Your task: How many lines of these records hold the string "this"? Reply with the number alone.

[Start of Material provided]

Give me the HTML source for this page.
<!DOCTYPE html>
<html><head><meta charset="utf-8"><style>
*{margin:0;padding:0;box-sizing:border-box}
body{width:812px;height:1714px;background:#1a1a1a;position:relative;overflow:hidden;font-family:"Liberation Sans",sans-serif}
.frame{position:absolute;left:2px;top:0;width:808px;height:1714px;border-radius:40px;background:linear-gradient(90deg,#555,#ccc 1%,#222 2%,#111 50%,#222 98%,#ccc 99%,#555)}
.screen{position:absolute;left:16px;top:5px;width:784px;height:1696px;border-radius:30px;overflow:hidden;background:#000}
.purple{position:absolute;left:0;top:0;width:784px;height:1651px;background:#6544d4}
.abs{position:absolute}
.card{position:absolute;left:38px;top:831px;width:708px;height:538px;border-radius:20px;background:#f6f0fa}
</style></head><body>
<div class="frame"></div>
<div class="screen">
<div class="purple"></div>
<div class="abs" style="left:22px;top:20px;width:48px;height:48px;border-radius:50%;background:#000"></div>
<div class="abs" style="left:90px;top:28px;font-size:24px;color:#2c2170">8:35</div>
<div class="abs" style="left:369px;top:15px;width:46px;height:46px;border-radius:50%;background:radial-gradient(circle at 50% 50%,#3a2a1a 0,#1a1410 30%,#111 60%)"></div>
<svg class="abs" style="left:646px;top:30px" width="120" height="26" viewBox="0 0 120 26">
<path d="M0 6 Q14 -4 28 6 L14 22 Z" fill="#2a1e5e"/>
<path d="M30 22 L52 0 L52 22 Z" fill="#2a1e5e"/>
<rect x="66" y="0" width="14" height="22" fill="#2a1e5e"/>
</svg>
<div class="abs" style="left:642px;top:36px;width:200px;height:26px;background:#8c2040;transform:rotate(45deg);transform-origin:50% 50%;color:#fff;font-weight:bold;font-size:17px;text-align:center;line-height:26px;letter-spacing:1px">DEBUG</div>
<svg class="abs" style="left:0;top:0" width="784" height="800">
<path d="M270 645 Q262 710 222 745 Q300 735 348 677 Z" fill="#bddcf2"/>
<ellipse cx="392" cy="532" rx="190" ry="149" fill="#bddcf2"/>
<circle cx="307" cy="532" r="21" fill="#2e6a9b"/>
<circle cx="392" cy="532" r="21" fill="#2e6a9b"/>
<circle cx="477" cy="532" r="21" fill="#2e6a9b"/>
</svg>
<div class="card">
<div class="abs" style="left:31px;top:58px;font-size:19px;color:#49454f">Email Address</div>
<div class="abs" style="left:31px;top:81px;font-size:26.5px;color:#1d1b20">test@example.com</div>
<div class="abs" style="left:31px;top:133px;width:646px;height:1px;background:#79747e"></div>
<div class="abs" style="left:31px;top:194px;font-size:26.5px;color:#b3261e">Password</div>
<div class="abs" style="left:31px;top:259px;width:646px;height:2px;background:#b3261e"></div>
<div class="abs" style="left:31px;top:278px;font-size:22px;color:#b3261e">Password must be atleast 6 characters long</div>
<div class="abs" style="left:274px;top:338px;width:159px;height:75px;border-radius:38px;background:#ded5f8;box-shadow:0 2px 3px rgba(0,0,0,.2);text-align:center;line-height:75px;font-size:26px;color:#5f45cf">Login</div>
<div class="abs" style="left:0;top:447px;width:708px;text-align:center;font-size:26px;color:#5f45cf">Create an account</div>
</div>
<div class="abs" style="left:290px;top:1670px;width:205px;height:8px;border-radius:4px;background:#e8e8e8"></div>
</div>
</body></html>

[End of Material provided]
[Start of Material provided]

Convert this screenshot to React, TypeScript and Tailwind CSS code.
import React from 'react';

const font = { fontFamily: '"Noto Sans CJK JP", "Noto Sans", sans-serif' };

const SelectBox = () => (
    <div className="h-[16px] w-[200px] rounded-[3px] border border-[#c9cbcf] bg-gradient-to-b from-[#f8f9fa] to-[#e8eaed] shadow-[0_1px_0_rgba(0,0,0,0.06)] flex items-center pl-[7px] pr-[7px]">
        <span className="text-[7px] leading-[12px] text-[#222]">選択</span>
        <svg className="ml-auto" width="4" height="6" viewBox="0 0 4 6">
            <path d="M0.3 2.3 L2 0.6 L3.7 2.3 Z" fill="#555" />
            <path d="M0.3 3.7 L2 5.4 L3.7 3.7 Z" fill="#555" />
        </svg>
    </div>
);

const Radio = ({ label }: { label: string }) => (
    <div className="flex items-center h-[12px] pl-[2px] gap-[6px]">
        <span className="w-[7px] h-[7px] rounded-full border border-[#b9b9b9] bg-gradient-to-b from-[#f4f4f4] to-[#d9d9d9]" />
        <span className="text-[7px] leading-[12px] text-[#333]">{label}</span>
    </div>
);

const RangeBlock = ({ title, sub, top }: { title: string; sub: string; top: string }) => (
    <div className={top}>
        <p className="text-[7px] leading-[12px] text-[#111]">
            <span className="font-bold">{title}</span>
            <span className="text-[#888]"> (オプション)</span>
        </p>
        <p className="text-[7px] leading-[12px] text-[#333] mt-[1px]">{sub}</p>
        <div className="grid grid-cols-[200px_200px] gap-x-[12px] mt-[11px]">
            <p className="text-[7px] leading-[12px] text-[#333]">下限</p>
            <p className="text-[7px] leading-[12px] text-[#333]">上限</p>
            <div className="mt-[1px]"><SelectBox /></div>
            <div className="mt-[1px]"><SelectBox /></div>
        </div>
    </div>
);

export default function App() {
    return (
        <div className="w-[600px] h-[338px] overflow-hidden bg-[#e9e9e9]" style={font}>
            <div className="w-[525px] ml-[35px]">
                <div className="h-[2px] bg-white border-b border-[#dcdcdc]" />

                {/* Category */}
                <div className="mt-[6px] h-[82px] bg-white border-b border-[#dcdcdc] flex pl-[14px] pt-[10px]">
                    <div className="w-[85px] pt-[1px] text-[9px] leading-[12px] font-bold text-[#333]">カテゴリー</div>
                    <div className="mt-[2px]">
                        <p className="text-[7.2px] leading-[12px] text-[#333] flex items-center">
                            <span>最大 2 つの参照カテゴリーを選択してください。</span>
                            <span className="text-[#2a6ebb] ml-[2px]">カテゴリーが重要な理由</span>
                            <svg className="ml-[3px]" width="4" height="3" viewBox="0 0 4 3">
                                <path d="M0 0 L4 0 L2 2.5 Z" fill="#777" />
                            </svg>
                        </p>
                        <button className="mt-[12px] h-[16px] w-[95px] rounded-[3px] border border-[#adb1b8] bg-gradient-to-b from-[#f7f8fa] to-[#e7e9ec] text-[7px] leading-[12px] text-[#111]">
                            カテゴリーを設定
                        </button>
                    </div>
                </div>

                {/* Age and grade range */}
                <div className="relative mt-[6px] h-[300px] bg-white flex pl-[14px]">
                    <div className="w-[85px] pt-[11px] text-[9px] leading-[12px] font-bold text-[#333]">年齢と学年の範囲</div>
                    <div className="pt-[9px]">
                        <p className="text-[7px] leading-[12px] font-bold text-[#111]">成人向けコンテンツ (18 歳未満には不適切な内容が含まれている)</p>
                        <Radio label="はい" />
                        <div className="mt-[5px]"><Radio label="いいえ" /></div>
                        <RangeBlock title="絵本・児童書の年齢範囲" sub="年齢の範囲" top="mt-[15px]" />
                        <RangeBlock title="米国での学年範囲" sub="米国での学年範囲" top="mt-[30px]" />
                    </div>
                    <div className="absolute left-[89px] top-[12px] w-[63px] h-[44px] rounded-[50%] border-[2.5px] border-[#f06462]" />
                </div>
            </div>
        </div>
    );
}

[End of Material provided]

Solution to the problem: 2